Transcribe the material word for word, but without the images.

## Begin Collected data

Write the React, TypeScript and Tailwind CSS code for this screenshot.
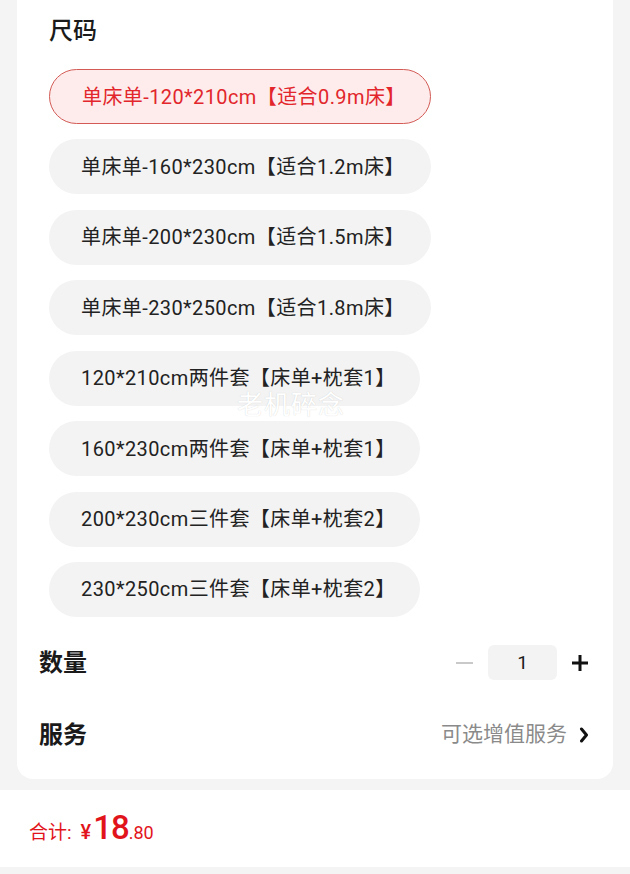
const sizes = [
  { label: "单床单-120*210cm【适合0.9m床】", wide: true },
  { label: "单床单-160*230cm【适合1.2m床】", wide: true },
  { label: "单床单-200*230cm【适合1.5m床】", wide: true },
  { label: "单床单-230*250cm【适合1.8m床】", wide: true },
  { label: "120*210cm两件套【床单+枕套1】", wide: false },
  { label: "160*230cm两件套【床单+枕套1】", wide: false },
  { label: "200*230cm三件套【床单+枕套2】", wide: false },
  { label: "230*250cm三件套【床单+枕套2】", wide: false },
]

function SizePill({ label, wide, active }: { label: string; wide: boolean; active: boolean }) {
  return (
    <div
      className={
        "flex h-[55px] items-center rounded-full pl-[32px] text-[20px] tracking-[0.4px] " +
        (wide ? "w-[382px] " : "w-[371px] ") +
        (active
          ? "border border-[#d35a55] bg-[#fdeceb] text-[#e2262b]"
          : "bg-[#f3f3f3] text-[#222222]")
      }
    >
      {label}
    </div>
  )
}

export default function App() {
  return (
    <div
      className="relative h-[874px] w-[630px] overflow-hidden bg-[#f4f4f4]"
      style={{ fontFamily: 'Roboto, "Noto Sans CJK SC", sans-serif' }}
    >
      <div className="mx-[17px] rounded-b-[16px] bg-white pb-[18px] pr-[24px]">
        <div className="pl-[32px] pt-[14px] text-[24px] font-medium leading-[34px] text-[#1a1a1a]">尺码</div>

        <div className="mt-[21px] flex flex-col gap-[15.43px] pl-[32px]">
          {sizes.map((s, i) => (
            <SizePill key={s.label} label={s.label} wide={s.wide} active={i === 0} />
          ))}
        </div>

        <div className="mt-[20px] flex h-[52px] items-center justify-between pl-[22px]">
          <span className="text-[24px] font-bold text-[#1a1a1a]">数量</span>
          <div className="flex items-center">
            <span className="block h-[2.5px] w-[17px] bg-[#c9c9c9]" />
            <div className="ml-[15px] flex h-[35px] w-[69px] items-center justify-center rounded-[6px] bg-[#f3f3f3] text-[19px] text-[#1a1a1a]">
              1
            </div>
            <svg className="ml-[14px]" width="18" height="18" viewBox="0 0 18 18">
              <path d="M9 1v16M1 9h16" stroke="#111" strokeWidth="3" />
            </svg>
          </div>
        </div>

        <div className="mt-[20px] flex h-[52px] items-center justify-between pl-[22px]">
          <span className="text-[24px] font-bold text-[#1a1a1a]">服务</span>
          <div className="flex items-center gap-[12px]">
            <span className="text-[21px] text-[#8a8a8a]">可选增值服务</span>
            <svg width="10" height="16" viewBox="0 0 10 16">
              <path d="M2.5 2l5 6-5 6" fill="none" stroke="#111" strokeWidth="3" strokeLinecap="round" strokeLinejoin="round" />
            </svg>
          </div>
        </div>
      </div>

      <div className="mt-[11px] flex h-[77px] items-baseline bg-white pl-[29px] pt-[21px] text-[#e2141b]">
        <span className="text-[19px]">合计:</span>
        <span className="ml-[9px] text-[20px] font-medium">¥</span>
        <span className="ml-[2px] text-[33px] font-medium leading-none tracking-[-1px]">18</span>
        <span className="text-[18px]">.80</span>
      </div>

      <div className="pointer-events-none absolute left-[237px] top-[386px] text-[26px] tracking-[1px] text-white [text-shadow:0_0_1px_rgba(0,0,0,0.18)]">
        老机碎念
      </div>
    </div>
  )
}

## End Collected data

Finished exercise:
Write the React, TypeScript and Tailwind CSS code for this screenshot.
const sizes = [
  { label: "单床单-120*210cm【适合0.9m床】", wide: true },
  { label: "单床单-160*230cm【适合1.2m床】", wide: true },
  { label: "单床单-200*230cm【适合1.5m床】", wide: true },
  { label: "单床单-230*250cm【适合1.8m床】", wide: true },
  { label: "120*210cm两件套【床单+枕套1】", wide: false },
  { label: "160*230cm两件套【床单+枕套1】", wide: false },
  { label: "200*230cm三件套【床单+枕套2】", wide: false },
  { label: "230*250cm三件套【床单+枕套2】", wide: false },
]

function SizePill({ label, wide, active }: { label: string; wide: boolean; active: boolean }) {
  return (
    <div
      className={
        "flex h-[55px] items-center rounded-full pl-[32px] text-[20px] tracking-[0.4px] " +
        (wide ? "w-[382px] " : "w-[371px] ") +
        (active
          ? "border border-[#d35a55] bg-[#fdeceb] text-[#e2262b]"
          : "bg-[#f3f3f3] text-[#222222]")
      }
    >
      {label}
    </div>
  )
}

export default function App() {
  return (
    <div
      className="relative h-[874px] w-[630px] overflow-hidden bg-[#f4f4f4]"
      style={{ fontFamily: 'Roboto, "Noto Sans CJK SC", sans-serif' }}
    >
      <div className="mx-[17px] rounded-b-[16px] bg-white pb-[18px] pr-[24px]">
        <div className="pl-[32px] pt-[14px] text-[24px] font-medium leading-[34px] text-[#1a1a1a]">尺码</div>

        <div className="mt-[21px] flex flex-col gap-[15.43px] pl-[32px]">
          {sizes.map((s, i) => (
            <SizePill key={s.label} label={s.label} wide={s.wide} active={i === 0} />
          ))}
        </div>

        <div className="mt-[20px] flex h-[52px] items-center justify-between pl-[22px]">
          <span className="text-[24px] font-bold text-[#1a1a1a]">数量</span>
          <div className="flex items-center">
            <span className="block h-[2.5px] w-[17px] bg-[#c9c9c9]" />
            <div className="ml-[15px] flex h-[35px] w-[69px] items-center justify-center rounded-[6px] bg-[#f3f3f3] text-[19px] text-[#1a1a1a]">
              1
            </div>
            <svg className="ml-[14px]" width="18" height="18" viewBox="0 0 18 18">
              <path d="M9 1v16M1 9h16" stroke="#111" strokeWidth="3" />
            </svg>
          </div>
        </div>

        <div className="mt-[20px] flex h-[52px] items-center justify-between pl-[22px]">
          <span className="text-[24px] font-bold text-[#1a1a1a]">服务</span>
          <div className="flex items-center gap-[12px]">
            <span className="text-[21px] text-[#8a8a8a]">可选增值服务</span>
            <svg width="10" height="16" viewBox="0 0 10 16">
              <path d="M2.5 2l5 6-5 6" fill="none" stroke="#111" strokeWidth="3" strokeLinecap="round" strokeLinejoin="round" />
            </svg>
          </div>
        </div>
      </div>

      <div className="mt-[11px] flex h-[77px] items-baseline bg-white pl-[29px] pt-[21px] text-[#e2141b]">
        <span className="text-[19px]">合计:</span>
        <span className="ml-[9px] text-[20px] font-medium">¥</span>
        <span className="ml-[2px] text-[33px] font-medium leading-none tracking-[-1px]">18</span>
        <span className="text-[18px]">.80</span>
      </div>

      <div className="pointer-events-none absolute left-[237px] top-[386px] text-[26px] tracking-[1px] text-white [text-shadow:0_0_1px_rgba(0,0,0,0.18)]">
        老机碎念
      </div>
    </div>
  )
}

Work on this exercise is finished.